Türkiye’yi yakından ilgilendiren başlıklardan biri olan Güvenlik ve Garantiler meselesi de müzakere masasında bekleyen önemli konu başlıkları arasında yer alıyor.
Liderlerin ilerleme sağlamaya çalışacağı önemli başlıklardan biri de “Toprak” olacak. Kıbrıs Türk tarafı, ocak ayında garantör ülkelerin katılımıyla yapılan Cenevre zirvesinde, elinde bulunan yüzde 36’lık toprak oranından yüzde 29,2’ye kadar inerek önemli bir adım atmış, Kıbrıs Rum tarafı ise yüzde 28,2 oranında bir toprak önerisiyle masaya gelmişti. Ortaya çıkan oranlardan sonra taraflar BM kasasında saklanmak üzere karşılıklı haritalar sunmuştu. Cenevre’de Rum tarafının önerdiği haritanın kabul edilemeyeceğini söyleyen Akıncı, bu konuyu BM Genel Sekreterine yazdığını da söylemişti.
Kıbrıs’ta olası bir çözümde tüm taraflar kazançlı çıkacak
KKTC Cumhurbaşkanı Akıncı, Kıbrıs’taki olası bir çözümde tüm kesimlerin kazançlı çıkabileceğine vurgu yaparak kurulacak bir Federal Kıbrıs’ın, Kıbrıs Rum kesimi-Türkiye, Türk-Yunan, Türkiye-AB ilişkilerine ve bölge barışına fayda sağlayabileceğini belirtiyor.
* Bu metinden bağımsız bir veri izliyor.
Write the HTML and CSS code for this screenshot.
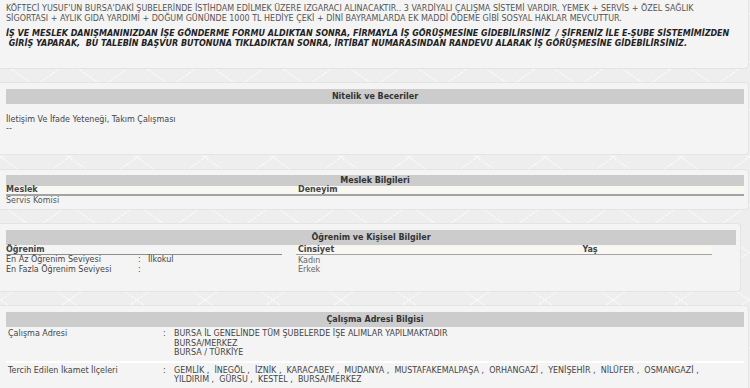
FILE: index.html
```html
<!DOCTYPE html>
<html lang="tr">
<head>
    <meta charset="UTF-8">
    <meta name="viewport" content="width=device-width, initial-scale=1.0">
    <title>İş İlanı Detayı</title>
    <link rel="stylesheet" href="styles.css">
</head>
<body>
    <div class="page">
        <div class="panel panel-intro">
            <p class="desc">KÖFTECİ YUSUF'UN BURSA'DAKİ ŞUBELERİNDE İSTİHDAM EDİLMEK ÜZERE IZGARACI ALINACAKTIR.. 3 VARDİYALI ÇALIŞMA SİSTEMİ VARDIR. YEMEK + SERVİS + ÖZEL SAĞLIK SİGORTASI + AYLIK GIDA YARDIMI + DOĞUM GÜNÜNDE 1000 TL HEDİYE ÇEKİ + DİNİ BAYRAMLARDA EK MADDİ ÖDEME GİBİ SOSYAL HAKLAR MEVCUTTUR.</p>
            <p class="note">İŞ VE MESLEK DANIŞMANINIZDAN İŞE GÖNDERME FORMU ALDIKTAN SONRA, FİRMAYLA İŞ GÖRÜŞMESİNE GİDEBİLİRSİNİZ &nbsp;/ ŞİFRENİZ İLE E-ŞUBE SİSTEMİMİZDEN &nbsp;GİRİŞ YAPARAK, &nbsp;BU TALEBİN BAŞVUR BUTONUNA TIKLADIKTAN SONRA, İRTİBAT NUMARASINDAN RANDEVU ALARAK İŞ GÖRÜŞMESİNE GİDEBİLİRSİNİZ.</p>
        </div>

        <div class="panel panel-skills">
            <div class="panel-title">Nitelik ve Beceriler</div>
            <div class="skills">
                <div>İletişim Ve İfade Yeteneği, Takım Çalışması</div>
                <div>--</div>
            </div>
        </div>

        <div class="panel panel-job">
            <div class="panel-title short">Meslek Bilgileri</div>
            <div class="col-head">
                <span class="col-job">Meslek</span>
                <span>Deneyim</span>
            </div>
            <div class="job-row">Servis Komisi</div>
        </div>

        <div class="panel panel-edu">
            <div class="panel-title">Öğrenim ve Kişisel Bilgiler</div>
            <div class="edu-grid">
                <div class="edu">
                    <div class="edu-head">Öğrenim</div>
                    <div class="kv"><span class="k">En Az Öğrenim Seviyesi</span><span class="c">:</span><span>İlkokul</span></div>
                    <div class="kv"><span class="k">En Fazla Öğrenim Seviyesi</span><span class="c">:</span><span></span></div>
                </div>
                <div class="personal">
                    <div class="col-head personal-head">
                        <span class="col-sex">Cinsiyet</span>
                        <span class="col-age">Yaş</span>
                    </div>
                    <div class="sex">Kadın</div>
                    <div class="sex">Erkek</div>
                </div>
            </div>
        </div>

        <div class="panel panel-addr">
            <div class="panel-title">Çalışma Adresi Bilgisi</div>
            <div class="addr-row">
                <span class="k">Çalışma Adresi</span>
                <span class="c">:</span>
                <div>BURSA İL GENELİNDE TÜM ŞUBELERDE İŞE ALIMLAR YAPILMAKTADIR<br>BURSA/MERKEZ<br>BURSA / TÜRKİYE</div>
            </div>
            <div class="addr-row">
                <span class="k">Tercih Edilen İkamet İlçeleri</span>
                <span class="c">:</span>
                <div>GEMLİK , &nbsp;İNEGÖL , &nbsp;İZNİK , &nbsp;KARACABEY , &nbsp;MUDANYA , &nbsp;MUSTAFAKEMALPAŞA , &nbsp;ORHANGAZİ , &nbsp;YENİŞEHİR , &nbsp;NİLÜFER , &nbsp;OSMANGAZİ ,<br>YILDIRIM , &nbsp;GÜRSU , &nbsp;KESTEL , &nbsp;BURSA/MERKEZ</div>
            </div>
        </div>
    </div>
</body>
</html>
```

FILE: styles.css
```css
body {
    margin: 0;
    font-family: "DejaVu Sans", Verdana, sans-serif;
    font-size: 8px;
    line-height: 10px;
    color: #444;
    background-color: #eeeeee;
    background-image:
        repeating-linear-gradient(35deg, transparent 0 38px, rgba(255, 255, 255, 0.55) 38px 39px),
        repeating-linear-gradient(-35deg, transparent 0 38px, rgba(255, 255, 255, 0.55) 38px 39px);
    overflow: hidden;
}
.page {
    width: 750px;
}
.panel {
    background-color: #f4f4f4;
    border: 1px solid #e4e4e4;
    border-left: none;
    border-radius: 0 4px 4px 0;
    margin-right: 1px;
    padding: 6px 4px 6px 6px;
    margin-bottom: 13px;
}
p {
    margin: 0;
}
.panel-intro {
    border-top: none;
    border-radius: 0 0 4px 0;
    padding-top: 4px;
    padding-right: 16px;
    padding-bottom: 19px;
    color: #555;
}
.note {
    margin-top: 5px;
    font-weight: bold;
    font-style: italic;
    color: #222;
}
.panel-title {
    background-color: #cccccc;
    text-align: center;
    font-weight: bold;
    color: #333;
    height: 15px;
    line-height: 15px;
}
.panel-title.short {
    height: 11px;
    line-height: 12px;
}
.skills {
    padding: 11px 0 15px 0;
    line-height: 9px;
    color: #444;
}
.panel-skills {
    margin-bottom: 14px;
}
.col-head {
    background-color: #f8f7f1;
    border-bottom: 2px solid #a3a3a3;
    font-weight: bold;
    color: #444;
    height: 8px;
    line-height: 8px;
    display: flex;
}
.col-job {
    width: 292px;
}
.job-row {
    color: #555;
    line-height: 9px;
}
.panel-job {
    padding-top: 5px;
    padding-bottom: 4px;
}
.panel-edu {
    margin-right: 9px;
    padding-bottom: 16px;
}
.edu-grid {
    display: flex;
    gap: 14px;
}
.edu {
    width: 276px;
}
.edu-head {
    font-weight: bold;
    color: #444;
    border-bottom: 1px solid #8c8c8c;
    height: 8px;
    line-height: 8px;
    padding-top: 1px;
}
.kv {
    display: flex;
    height: 10px;
    line-height: 10px;
}
.k {
    width: 132px;
    flex-shrink: 0;
}
.c {
    width: 10px;
    flex-shrink: 0;
}
.personal {
    width: 416px;
}
.personal-head {
    margin-top: 1px;
    border-bottom-width: 1px;
}
.col-sex {
    width: 170px;
    padding-left: 2px;
}
.col-age {
    flex: 1;
    text-align: center;
}
.sex {
    padding-left: 2px;
    color: #666;
    line-height: 9px;
}
.sex:nth-child(2) {
    margin-top: 1px;
}
.panel-addr {
    margin-bottom: 0;
    border-bottom: none;
}
.addr-row {
    display: flex;
    padding: 2px 2px 3px 2px;
    line-height: 9.5px;
}
.addr-row + .addr-row {
    border-top: 2px solid #ffffff;
    padding-top: 3px;
}
.addr-row .k {
    width: 155px;
}
.addr-row .c {
    width: 11px;
}
```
Akdeniz’de çıkan doğal kaynaklar
Rum yönetiminin, “Akdeniz’de çıkacak doğal kaynaklardan elde edilen gelirin bir kısmının çözümün finansmanı için kullanılabileceği” yönünde açıklama yaptığına işaret eden Akıncı, Doğu Akdeniz’deki doğal kaynakların sadece Kıbrıs için değil tüm bölge için ciddi bir iş birliği alanı oluşturabileceğinin altını çiziyor.
Akıncı, çıkacak doğalgazın Türkiye üzerinden Avrupa’ya taşınmasının akıl işi olduğunu ve çözüme katkı sağlayacağını da belirtiyor.